I pulled in across from the school (in the church where we last saw K's Choice) and hurriedly readied my bike lock only to realize I didn't have the keys FOR the bike lock. One can't leave a bike unattended, so I took a scrap piece of duct-tape (it's proving to come in rather handy, isn't it?) from off of my bike (there are pieces to hold the back mudflap on) and made it to where it appeared that my bike was, indeed, locked, and headed inside.

Nothing much to mention there except for the fact that I'm supposed to call him back again in June to see if anything has opened up.

My duct-tape concept worked during my short visit with the headmaster, but I decided not to press my luck by taking the key-less-lock to the central library. Instead I came home, promptly did the remaining portions of my Dutch homework, and applied to at least half a dozen jobs. That's what I do in my spare time, I apply to jobs here in Belgium. Everything from help-desk in English, English tech-support for programs, design positions, internships in user-interface, contract-work web design...you name it. Out of the nearly 50 or more I've emailed out, only 2 have replied with positive comments. (actually, more have replied with positive comments all of which were, "really like you work, it's one of the better ones that we've seen. We're sorry, you're overqualified or the position has been filled." Damn.

I headed to Dutch class tonight and settled in with one of the altijd-arabish (always arabic) speaking girls. Lut, our teacher, is making a whole-hearted attempt to separate the two of them. Not to be evil (as it first seemed to the two of them) but to be helpful. She actually asked the girl at the end of the class if it had been good for her to work with me, as at the beginning of class she was sort of pissed about it. "Ja, het was goed voor mijn nederlands." She said, and besides, we had actually had a great time.
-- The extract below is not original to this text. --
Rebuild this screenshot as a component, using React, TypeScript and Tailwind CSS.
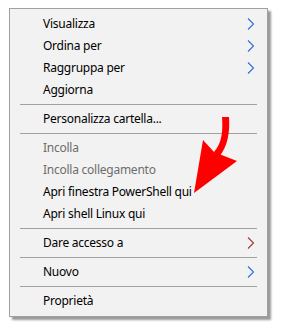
import React from 'react';

type Item = { label: string; sub?: boolean; disabled?: boolean; chevron?: string };

const groups: Item[][] = [
  [
    { label: 'Visualizza', sub: true },
    { label: 'Ordina per', sub: true },
    { label: 'Raggruppa per', sub: true },
    { label: 'Aggiorna' },
  ],
  [{ label: 'Personalizza cartella...' }],
  [
    { label: 'Incolla', disabled: true },
    { label: 'Incolla collegamento', disabled: true },
    { label: 'Apri finestra PowerShell qui' },
    { label: 'Apri shell Linux qui' },
  ],
  [{ label: 'Dare accesso a', sub: true, chevron: '#9a3a3a' }],
  [{ label: 'Nuovo', sub: true }],
  [{ label: 'Proprietà' }],
];

const Chevron = ({ color }: { color: string }) => (
  <svg width="8" height="12" viewBox="0 0 8 12" className="shrink-0">
    <path d="M1 0.5 L6.5 6 L1 11.5" fill="none" stroke={color} strokeWidth="1.1" />
  </svg>
);

const MenuRow = ({ item }: { item: Item }) => (
  <div className="flex h-[22px] items-center pl-[33px] pr-[12px]">
    <span className={`flex-1 text-[12px] tracking-[-0.25px] ${item.disabled ? 'text-[#6d6d6d]' : 'text-black'}`}>
      {item.label}
    </span>
    {item.sub && <Chevron color={item.chevron ?? '#2f6fd0'} />}
  </div>
);

export default function App() {
  return (
    <div className="relative h-[336px] w-[284px] bg-white" style={{ fontFamily: '"Noto Sans", "Open Sans", sans-serif' }}>
      <div className="absolute left-[9px] top-[8px] w-[259px] border border-[#a0a0a0] bg-[#f2f2f2] pb-[4px] pt-[4px] shadow-[3px_3px_2px_rgba(0,0,0,0.4)]">
        {groups.map((g, gi) => (
          <div key={gi}>
            {gi > 0 && (
              <div className="flex h-[7px] items-center px-[10px]">
                <div className="h-px w-full bg-[#a0a0a0]" />
              </div>
            )}
            {g.map(item => (
              <MenuRow key={item.label} item={item} />
            ))}
          </div>
        ))}
      </div>
      <svg className="absolute left-0 top-0" width="284" height="336" viewBox="0 0 284 336">
        <path
          d="M222 117 L229 117 C230 132 228 146 219 157 L214 152 C222 143 223 131 222 117 Z"
          fill="#ff0000"
        />
        <polygon points="194,193 203,140 214,152 237,161" fill="#ff0000" />
      </svg>
    </div>
  );
}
I was starving by the time I got home and begged Eva for a quick-food-fix. Fritjes. Sure enough the same sounded good to her as well, so we headed up the street and returned without assortment. Eva actually opted to get a new item, some sort of fish-on-a-stick, and now it seems maybe she'll want to get fries a little more often now that she's found a new like at the frituur. We actually also saved a bit of money there by not getting our mayonnaise and instead using some out of the new bottle we have back home. I suppose we picked this up from Jessica while she was here, though we still haven't mastered the trade of saving our sugar cubes or napkins. (well we do save the napkins from Quick. Now that we've got a car, a car isn't complete if you don't save the napkins in the glove compartment?!)

IN THE NEWS:
Authorities said that rescue workers have recovered 132 bodies after two ferry boats capsized during tropical storms on different Bangladeshi rivers, and hundreds of people were missing.

ALSO IN THE NEWS:
Swaying and chanting, some bleeding from self-inflicted wounds of ritual mourning, an estimated 1 million Shiite Muslims marched to this city's holy shrine today, celebrating their freedom from years of repression by Saddam Hussein's regime.